Translation:I will show this american woman my city on the map.
No, "свой" is a possessive pronoun means "one's own":
- Я ем своё я́блоко (my own apple)
- Я ем его́ я́блоко (his apple)
- Он ест своё я́блоко (his own apple)
- Он ест его́ я́блоко (someone else's apple)
- Он ест моё я́блоко (my apple)
Of course, "свой" is fully declinable:
- Он говори́т о свое́й ко́шке (fem., prep.)
- У них нет свои́х ко́шек (gen.pl.)
Yeah pretty much in agreement. The only thing that was confusing was mentioning two people, and how свой is closer in proximity to американке than it is to я.

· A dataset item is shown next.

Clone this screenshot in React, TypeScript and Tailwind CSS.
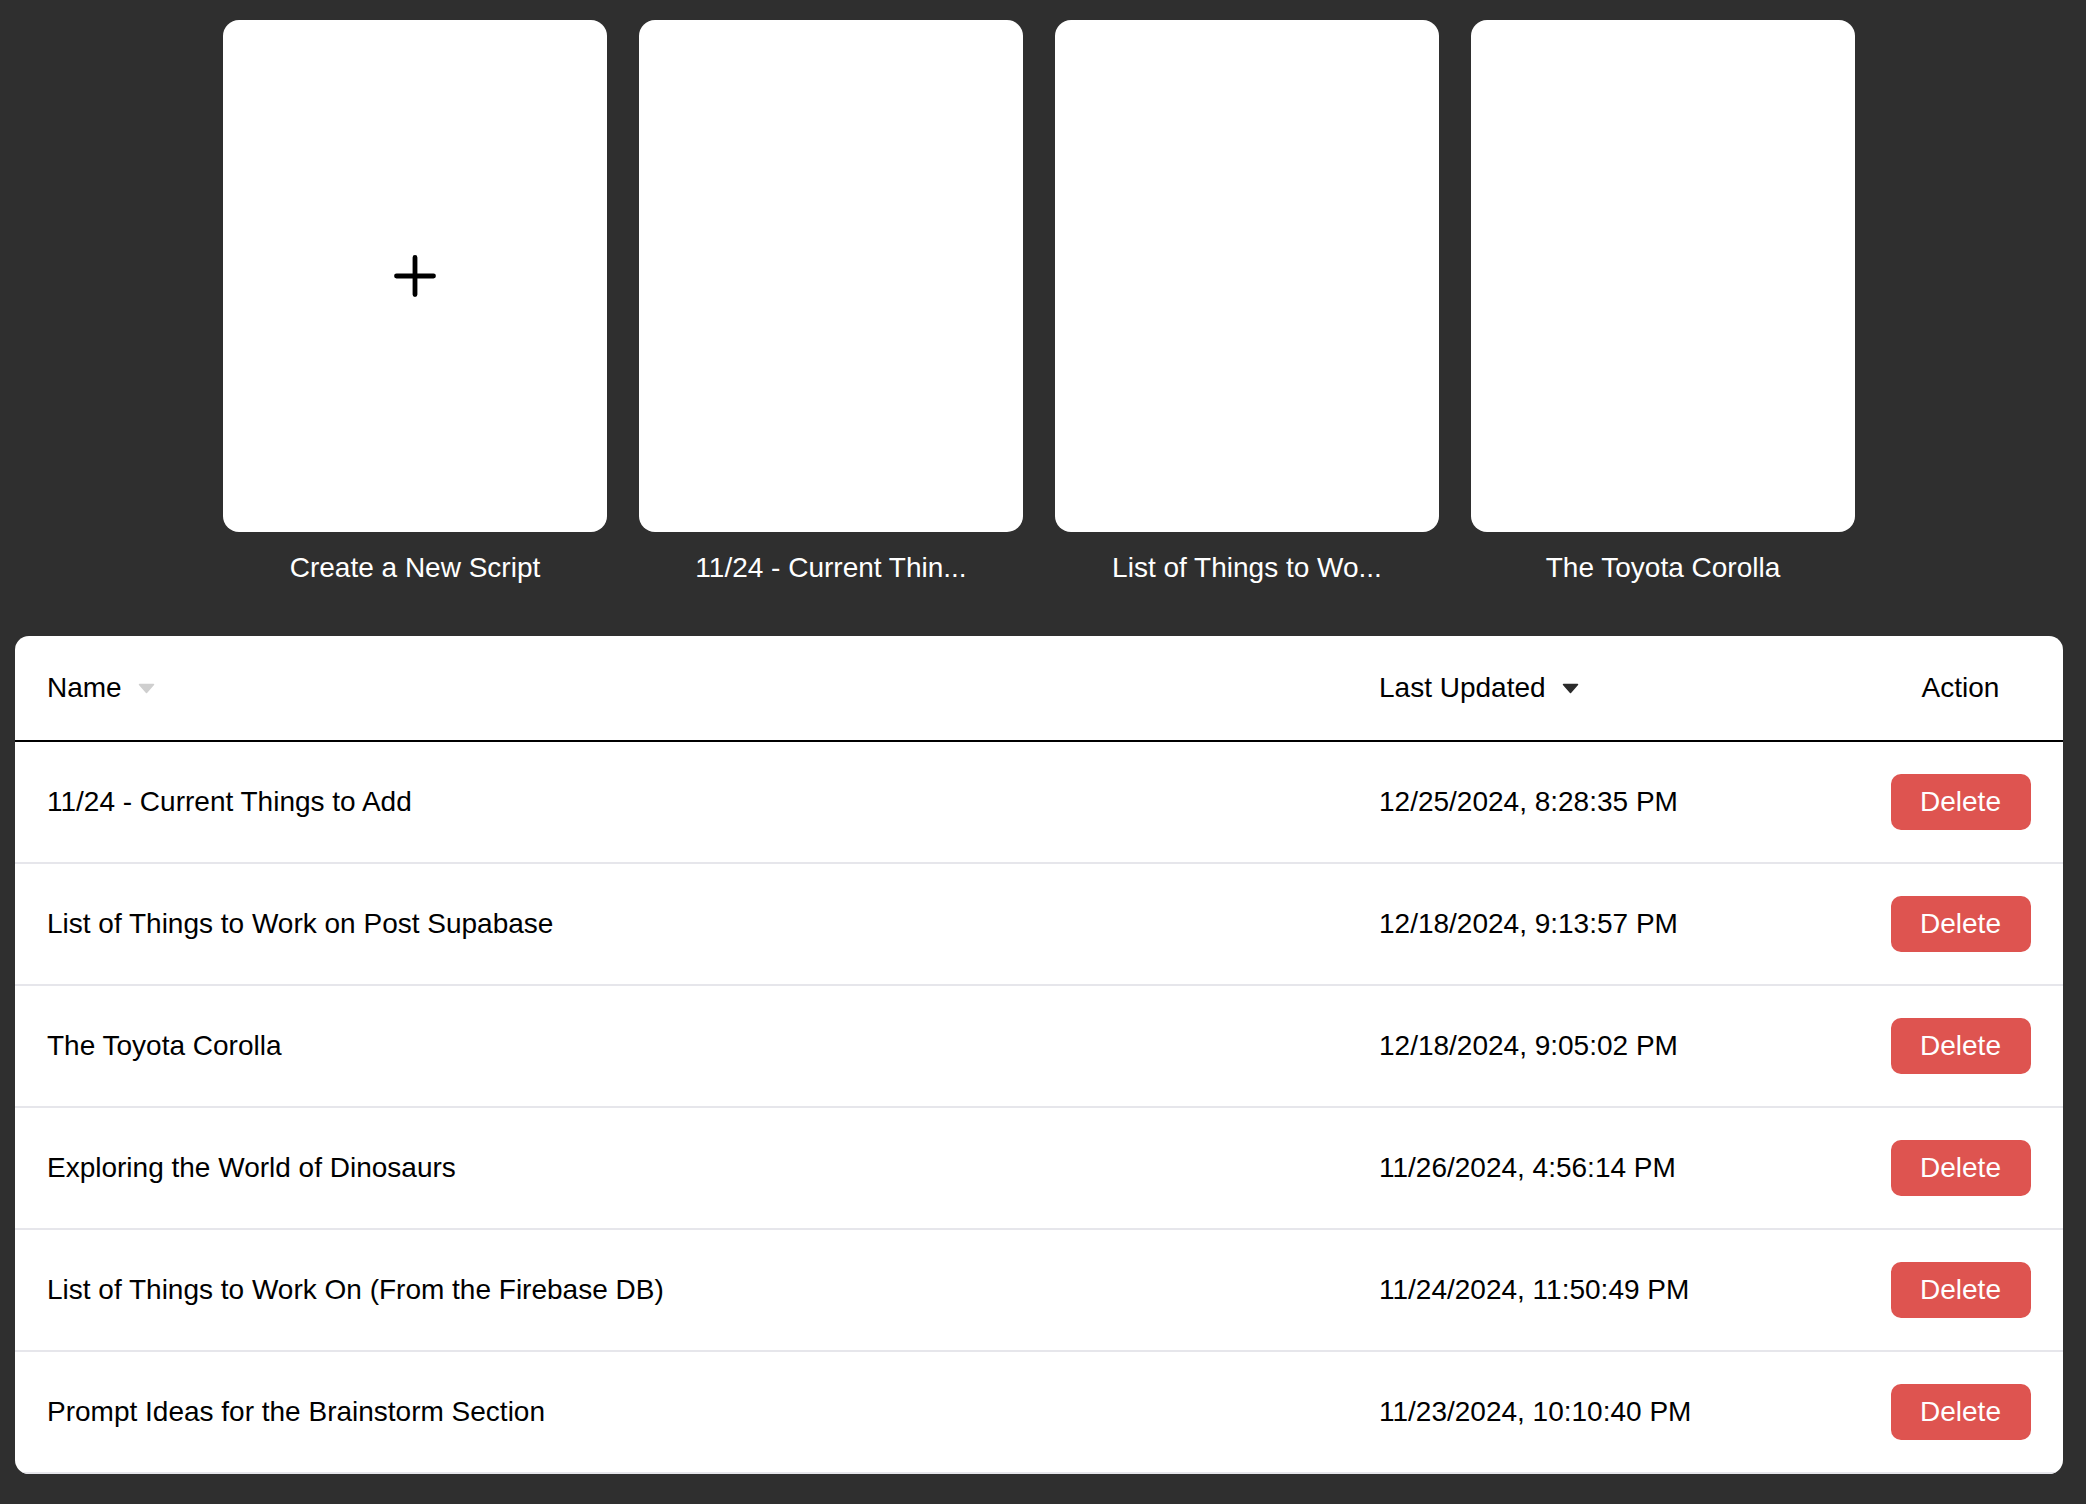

Something like "Я показал другу моей жены свой стол" would make me think for a very long time about whose table it was. Is it mine? Is my wife's? Is it her friend's?
This fails to answer the question. It could be "I will show this American her own city on the map". How do you know it is not this? That is why ryandward asked about it only referring to the subject of the sentence.
If you use "её", how do you know it refers to the American and not someone else?
It absolutely could not mean that. «Свой» only refers back to the subject.
As for the second part of your post, it is the same in English and many other languages. Unless there is more information regarding clarification, saying “her” or «её» could mean her own or another woman’s city.
- infinitive: пока́зывать (imperfective) / показа́ть (perfective)
- 1st p. sing. future: я бу́ду пока́зывать (imperfective) / я покажу́ (perfective)
Very awkward English because of the presence of "on the map". "I will show my city to this American" is quite decent English. The problem is you have to make certain that the phrase "on the map" is in exactly the right place so that it attaches to the correct words in the correct order.
For example, "I will show my city to the woman on the map" sounds like the woman" is "on the map", rather than "to show on the map".
Also, because of "on the map" you have to use "show the woman" rather than "show to the woman".
It's really a question of English idiomatic word-order in an English sentence which requires a fairly specific order in order to be idiomatic. This one is particular troublesome for non-native-Engish speakers.
Dative, I believe. "свой город" is in Accusative because that is what's being shown, and it is being shown to "этой американке", which would require Dative. Then "на карте" would require Prepositional, because it refers to where the city is being shown to the American girl.
I think I've finally gotten these cases down... =D If anyone finds any flaws in my evaluation, please point them out! Thanks!